- _Exercise aim_
Repeat exactly the lines running from the first line of the data to the line containing "const navItems = ['最近所用文件', '新建', '打印', '保存并发送', '帮助']", both ends included, and nothing else; drop the pictures.
···
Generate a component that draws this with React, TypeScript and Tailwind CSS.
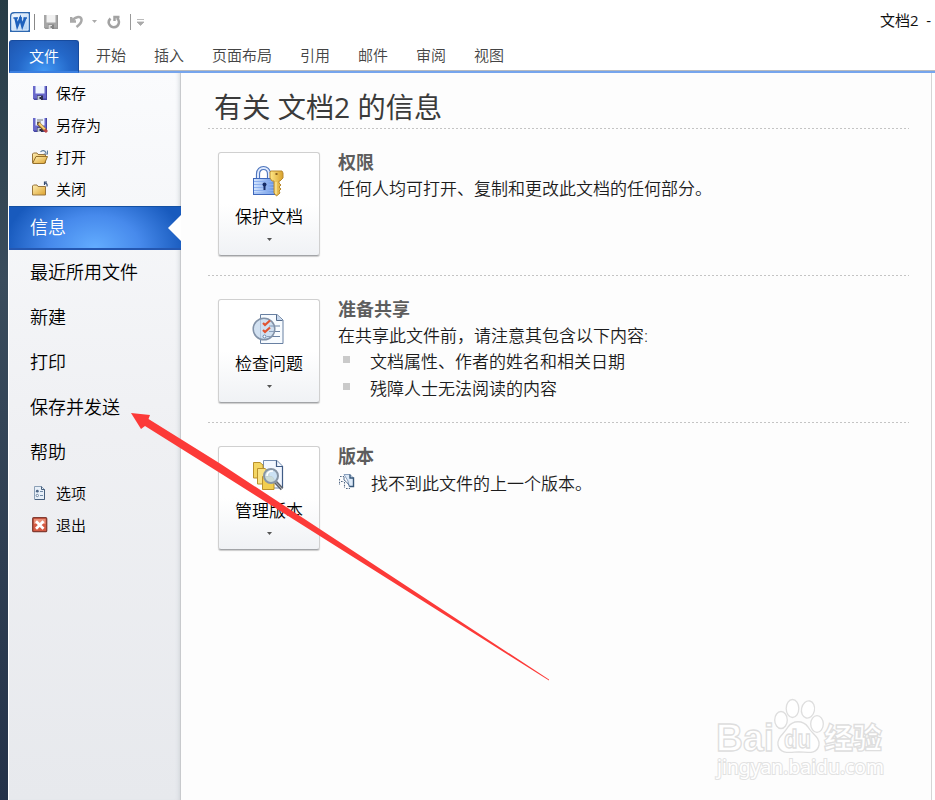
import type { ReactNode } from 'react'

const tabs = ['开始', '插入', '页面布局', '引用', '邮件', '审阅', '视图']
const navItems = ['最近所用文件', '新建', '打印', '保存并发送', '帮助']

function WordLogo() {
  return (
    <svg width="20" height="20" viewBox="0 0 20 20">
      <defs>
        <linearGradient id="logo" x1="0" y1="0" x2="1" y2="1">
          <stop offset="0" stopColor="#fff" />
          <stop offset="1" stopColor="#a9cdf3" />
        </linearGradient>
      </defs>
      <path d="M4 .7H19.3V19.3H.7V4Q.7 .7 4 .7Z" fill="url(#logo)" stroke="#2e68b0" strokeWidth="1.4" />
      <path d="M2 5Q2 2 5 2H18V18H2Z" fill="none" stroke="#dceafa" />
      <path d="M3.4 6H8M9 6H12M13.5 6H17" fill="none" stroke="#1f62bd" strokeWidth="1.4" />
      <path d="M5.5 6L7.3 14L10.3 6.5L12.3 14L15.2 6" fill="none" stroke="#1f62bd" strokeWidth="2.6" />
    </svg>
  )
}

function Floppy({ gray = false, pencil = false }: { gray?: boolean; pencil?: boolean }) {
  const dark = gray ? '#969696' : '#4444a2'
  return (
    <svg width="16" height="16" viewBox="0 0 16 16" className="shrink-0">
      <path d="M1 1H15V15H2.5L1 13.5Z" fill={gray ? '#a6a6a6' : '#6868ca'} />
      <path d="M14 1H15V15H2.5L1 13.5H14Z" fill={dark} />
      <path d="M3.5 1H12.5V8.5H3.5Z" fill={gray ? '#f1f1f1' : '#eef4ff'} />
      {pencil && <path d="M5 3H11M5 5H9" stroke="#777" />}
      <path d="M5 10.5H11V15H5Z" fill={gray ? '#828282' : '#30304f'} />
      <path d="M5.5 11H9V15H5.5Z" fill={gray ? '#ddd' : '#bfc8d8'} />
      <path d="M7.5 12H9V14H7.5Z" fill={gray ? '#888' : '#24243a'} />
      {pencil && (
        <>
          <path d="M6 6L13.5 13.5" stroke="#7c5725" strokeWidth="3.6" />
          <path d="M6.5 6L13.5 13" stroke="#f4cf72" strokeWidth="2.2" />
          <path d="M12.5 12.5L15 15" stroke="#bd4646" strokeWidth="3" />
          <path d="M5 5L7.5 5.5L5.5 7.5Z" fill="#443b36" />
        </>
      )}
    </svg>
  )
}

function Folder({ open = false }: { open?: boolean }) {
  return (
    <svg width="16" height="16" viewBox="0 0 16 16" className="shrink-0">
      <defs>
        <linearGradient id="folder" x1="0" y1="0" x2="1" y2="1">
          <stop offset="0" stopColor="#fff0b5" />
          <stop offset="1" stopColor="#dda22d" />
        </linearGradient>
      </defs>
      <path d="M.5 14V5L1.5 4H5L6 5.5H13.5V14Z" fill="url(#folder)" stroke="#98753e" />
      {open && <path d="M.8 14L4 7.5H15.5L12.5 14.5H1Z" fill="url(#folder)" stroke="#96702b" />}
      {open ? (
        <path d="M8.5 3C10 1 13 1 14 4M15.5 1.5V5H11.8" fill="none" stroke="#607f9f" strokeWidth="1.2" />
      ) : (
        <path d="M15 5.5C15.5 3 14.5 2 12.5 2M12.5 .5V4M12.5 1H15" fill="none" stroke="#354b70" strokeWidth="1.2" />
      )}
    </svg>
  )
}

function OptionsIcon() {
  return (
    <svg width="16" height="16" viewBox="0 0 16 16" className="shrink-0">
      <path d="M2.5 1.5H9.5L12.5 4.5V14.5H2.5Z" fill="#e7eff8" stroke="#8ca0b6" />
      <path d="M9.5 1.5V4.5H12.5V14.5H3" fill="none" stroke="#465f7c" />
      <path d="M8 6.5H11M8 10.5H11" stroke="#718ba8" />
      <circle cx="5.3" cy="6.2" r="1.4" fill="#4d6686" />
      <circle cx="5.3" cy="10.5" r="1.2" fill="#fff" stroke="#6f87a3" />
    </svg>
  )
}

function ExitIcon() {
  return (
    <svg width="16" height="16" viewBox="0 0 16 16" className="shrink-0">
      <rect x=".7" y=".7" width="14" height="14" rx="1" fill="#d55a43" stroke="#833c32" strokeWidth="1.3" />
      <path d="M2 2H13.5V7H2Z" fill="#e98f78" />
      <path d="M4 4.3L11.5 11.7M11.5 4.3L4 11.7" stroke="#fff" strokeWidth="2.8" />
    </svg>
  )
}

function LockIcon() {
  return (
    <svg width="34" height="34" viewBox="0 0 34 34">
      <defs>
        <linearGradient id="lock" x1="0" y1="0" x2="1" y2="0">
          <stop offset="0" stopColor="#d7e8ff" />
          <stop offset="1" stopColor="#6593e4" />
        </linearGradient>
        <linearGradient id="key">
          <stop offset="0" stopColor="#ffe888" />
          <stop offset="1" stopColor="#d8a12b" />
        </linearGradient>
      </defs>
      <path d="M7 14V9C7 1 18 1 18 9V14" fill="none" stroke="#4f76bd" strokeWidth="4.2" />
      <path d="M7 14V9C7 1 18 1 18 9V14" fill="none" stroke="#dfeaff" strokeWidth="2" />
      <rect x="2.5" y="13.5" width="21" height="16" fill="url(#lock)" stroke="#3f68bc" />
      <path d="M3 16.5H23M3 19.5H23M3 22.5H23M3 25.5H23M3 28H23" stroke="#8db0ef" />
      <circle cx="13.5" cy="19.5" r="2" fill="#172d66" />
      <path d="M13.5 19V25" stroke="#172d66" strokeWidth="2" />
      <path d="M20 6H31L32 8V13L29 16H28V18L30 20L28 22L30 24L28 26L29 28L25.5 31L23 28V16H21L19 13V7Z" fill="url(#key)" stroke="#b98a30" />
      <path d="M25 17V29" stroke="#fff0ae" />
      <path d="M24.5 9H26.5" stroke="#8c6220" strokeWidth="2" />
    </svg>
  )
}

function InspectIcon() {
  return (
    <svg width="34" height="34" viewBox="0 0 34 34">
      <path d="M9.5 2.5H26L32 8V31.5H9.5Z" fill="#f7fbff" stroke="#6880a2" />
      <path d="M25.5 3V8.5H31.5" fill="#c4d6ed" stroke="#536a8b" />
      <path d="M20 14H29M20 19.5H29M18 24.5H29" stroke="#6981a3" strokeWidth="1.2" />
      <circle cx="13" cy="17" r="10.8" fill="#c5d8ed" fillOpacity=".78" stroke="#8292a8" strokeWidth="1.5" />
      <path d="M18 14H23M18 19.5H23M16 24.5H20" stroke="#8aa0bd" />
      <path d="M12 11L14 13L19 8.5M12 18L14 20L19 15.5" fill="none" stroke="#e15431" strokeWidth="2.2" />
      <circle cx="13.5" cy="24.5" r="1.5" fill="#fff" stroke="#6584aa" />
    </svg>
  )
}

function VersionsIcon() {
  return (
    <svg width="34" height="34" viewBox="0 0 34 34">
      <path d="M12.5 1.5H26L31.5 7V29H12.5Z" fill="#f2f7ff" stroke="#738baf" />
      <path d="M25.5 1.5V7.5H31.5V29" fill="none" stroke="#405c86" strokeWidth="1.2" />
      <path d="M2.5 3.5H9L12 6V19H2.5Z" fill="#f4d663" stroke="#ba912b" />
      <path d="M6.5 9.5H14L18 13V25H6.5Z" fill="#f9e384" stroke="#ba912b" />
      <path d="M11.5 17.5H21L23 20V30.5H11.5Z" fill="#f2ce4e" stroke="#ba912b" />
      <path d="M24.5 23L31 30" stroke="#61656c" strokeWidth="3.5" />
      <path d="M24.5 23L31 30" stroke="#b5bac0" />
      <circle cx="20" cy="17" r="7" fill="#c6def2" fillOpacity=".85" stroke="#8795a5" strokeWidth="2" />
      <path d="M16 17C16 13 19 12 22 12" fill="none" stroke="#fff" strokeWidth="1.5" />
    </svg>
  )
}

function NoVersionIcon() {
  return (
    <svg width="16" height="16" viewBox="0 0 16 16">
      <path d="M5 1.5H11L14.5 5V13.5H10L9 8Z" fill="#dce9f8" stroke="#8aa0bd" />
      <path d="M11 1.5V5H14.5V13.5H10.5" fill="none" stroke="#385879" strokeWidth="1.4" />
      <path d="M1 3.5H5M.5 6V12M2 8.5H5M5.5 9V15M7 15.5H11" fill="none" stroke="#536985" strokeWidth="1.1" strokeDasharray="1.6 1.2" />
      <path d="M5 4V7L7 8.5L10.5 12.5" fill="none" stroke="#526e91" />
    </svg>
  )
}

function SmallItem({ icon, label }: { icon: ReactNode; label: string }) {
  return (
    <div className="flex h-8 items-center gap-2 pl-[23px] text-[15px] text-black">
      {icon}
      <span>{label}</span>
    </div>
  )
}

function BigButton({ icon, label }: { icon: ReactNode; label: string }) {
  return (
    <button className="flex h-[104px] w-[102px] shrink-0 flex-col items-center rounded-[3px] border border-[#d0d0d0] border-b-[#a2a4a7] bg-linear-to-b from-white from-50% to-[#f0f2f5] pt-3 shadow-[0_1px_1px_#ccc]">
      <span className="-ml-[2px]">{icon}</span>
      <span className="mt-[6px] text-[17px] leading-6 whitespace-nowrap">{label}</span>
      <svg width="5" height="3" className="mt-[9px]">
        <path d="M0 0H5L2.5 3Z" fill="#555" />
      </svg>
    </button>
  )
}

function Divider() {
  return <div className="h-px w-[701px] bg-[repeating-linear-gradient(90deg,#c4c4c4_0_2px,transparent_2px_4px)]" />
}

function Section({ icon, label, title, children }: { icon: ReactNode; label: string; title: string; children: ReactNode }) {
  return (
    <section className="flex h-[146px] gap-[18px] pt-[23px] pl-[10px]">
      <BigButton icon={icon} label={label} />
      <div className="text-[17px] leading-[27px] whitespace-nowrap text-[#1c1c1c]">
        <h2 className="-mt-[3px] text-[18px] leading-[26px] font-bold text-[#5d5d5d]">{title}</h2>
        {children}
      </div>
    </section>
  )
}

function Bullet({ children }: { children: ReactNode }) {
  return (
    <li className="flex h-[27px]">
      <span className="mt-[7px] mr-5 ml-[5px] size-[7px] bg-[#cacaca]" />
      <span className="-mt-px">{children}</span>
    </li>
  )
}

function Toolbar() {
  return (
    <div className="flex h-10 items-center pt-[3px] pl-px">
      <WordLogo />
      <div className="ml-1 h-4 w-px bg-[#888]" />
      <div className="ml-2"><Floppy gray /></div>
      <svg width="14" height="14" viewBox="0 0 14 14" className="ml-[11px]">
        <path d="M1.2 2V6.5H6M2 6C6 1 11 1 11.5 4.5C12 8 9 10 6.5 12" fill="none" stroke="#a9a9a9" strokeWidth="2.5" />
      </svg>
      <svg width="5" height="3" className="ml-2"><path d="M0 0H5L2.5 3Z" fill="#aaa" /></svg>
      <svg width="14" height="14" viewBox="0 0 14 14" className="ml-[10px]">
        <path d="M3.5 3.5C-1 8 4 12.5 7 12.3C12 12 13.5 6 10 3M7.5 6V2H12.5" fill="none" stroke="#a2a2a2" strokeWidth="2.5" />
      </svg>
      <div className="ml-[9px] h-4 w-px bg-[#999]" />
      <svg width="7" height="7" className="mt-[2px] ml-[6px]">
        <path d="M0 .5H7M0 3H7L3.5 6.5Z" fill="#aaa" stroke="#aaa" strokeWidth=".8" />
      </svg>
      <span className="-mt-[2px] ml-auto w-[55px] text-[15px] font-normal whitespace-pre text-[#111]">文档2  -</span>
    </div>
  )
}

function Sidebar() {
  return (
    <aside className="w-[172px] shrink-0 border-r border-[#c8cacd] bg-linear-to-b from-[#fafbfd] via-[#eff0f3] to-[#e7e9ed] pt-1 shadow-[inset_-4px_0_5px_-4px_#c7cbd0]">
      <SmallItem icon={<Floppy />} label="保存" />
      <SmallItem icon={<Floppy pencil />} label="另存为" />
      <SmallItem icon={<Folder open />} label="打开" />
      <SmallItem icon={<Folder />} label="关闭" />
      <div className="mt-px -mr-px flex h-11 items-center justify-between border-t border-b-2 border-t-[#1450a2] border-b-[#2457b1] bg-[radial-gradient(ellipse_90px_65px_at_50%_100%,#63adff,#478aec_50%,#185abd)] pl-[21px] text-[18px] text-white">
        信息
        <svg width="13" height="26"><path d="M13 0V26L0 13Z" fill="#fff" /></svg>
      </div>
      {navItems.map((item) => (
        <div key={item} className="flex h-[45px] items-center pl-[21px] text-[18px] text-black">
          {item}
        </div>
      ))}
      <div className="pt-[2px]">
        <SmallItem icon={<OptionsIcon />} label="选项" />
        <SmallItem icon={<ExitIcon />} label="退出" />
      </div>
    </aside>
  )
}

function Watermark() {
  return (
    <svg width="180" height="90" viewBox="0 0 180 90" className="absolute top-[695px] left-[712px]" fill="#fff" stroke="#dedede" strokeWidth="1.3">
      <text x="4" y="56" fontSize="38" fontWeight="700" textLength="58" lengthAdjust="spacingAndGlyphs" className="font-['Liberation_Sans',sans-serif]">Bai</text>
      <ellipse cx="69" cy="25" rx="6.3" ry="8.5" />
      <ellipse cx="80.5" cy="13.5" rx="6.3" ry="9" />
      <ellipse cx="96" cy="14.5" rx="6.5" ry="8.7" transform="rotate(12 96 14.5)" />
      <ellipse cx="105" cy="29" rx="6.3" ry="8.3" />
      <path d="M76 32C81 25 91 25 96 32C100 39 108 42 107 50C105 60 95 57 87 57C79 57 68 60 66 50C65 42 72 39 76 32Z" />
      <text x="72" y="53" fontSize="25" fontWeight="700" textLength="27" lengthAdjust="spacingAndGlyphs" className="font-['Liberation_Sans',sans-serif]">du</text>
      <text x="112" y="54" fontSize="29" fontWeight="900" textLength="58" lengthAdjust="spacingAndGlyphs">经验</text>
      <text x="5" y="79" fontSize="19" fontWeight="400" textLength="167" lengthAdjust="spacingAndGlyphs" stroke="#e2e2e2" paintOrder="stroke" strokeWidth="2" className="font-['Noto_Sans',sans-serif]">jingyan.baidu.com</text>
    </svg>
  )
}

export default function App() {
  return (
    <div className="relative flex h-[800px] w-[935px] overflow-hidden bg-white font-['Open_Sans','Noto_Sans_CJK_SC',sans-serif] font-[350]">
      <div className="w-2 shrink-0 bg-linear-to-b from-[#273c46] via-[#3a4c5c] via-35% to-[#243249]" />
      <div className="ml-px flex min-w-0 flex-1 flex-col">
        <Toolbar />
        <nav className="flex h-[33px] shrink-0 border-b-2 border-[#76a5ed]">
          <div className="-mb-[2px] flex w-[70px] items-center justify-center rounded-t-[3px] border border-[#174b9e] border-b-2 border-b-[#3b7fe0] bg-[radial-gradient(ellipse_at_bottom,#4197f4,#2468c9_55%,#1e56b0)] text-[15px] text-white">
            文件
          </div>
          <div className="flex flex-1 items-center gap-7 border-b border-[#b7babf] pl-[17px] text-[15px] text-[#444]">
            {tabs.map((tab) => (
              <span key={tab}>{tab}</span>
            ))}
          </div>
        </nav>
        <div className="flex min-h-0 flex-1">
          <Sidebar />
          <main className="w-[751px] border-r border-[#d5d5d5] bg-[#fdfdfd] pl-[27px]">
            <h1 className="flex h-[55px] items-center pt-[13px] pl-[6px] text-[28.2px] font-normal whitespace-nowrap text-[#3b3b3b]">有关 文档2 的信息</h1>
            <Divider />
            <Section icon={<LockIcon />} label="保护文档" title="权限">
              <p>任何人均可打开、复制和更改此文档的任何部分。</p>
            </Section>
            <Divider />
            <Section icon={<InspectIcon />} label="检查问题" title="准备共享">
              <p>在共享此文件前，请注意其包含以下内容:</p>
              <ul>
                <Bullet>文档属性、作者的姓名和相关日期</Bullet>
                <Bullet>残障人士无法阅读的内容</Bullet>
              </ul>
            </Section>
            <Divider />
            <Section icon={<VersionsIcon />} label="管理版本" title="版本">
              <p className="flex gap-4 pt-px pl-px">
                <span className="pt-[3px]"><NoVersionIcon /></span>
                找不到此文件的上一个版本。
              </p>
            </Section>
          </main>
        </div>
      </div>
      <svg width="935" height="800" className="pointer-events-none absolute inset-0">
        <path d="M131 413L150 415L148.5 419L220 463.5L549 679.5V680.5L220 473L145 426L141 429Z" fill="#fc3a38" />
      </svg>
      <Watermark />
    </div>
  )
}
···
- _Task response_
Generate a component that draws this with React, TypeScript and Tailwind CSS.
import type { ReactNode } from 'react'

const tabs = ['开始', '插入', '页面布局', '引用', '邮件', '审阅', '视图']
const navItems = ['最近所用文件', '新建', '打印', '保存并发送', '帮助']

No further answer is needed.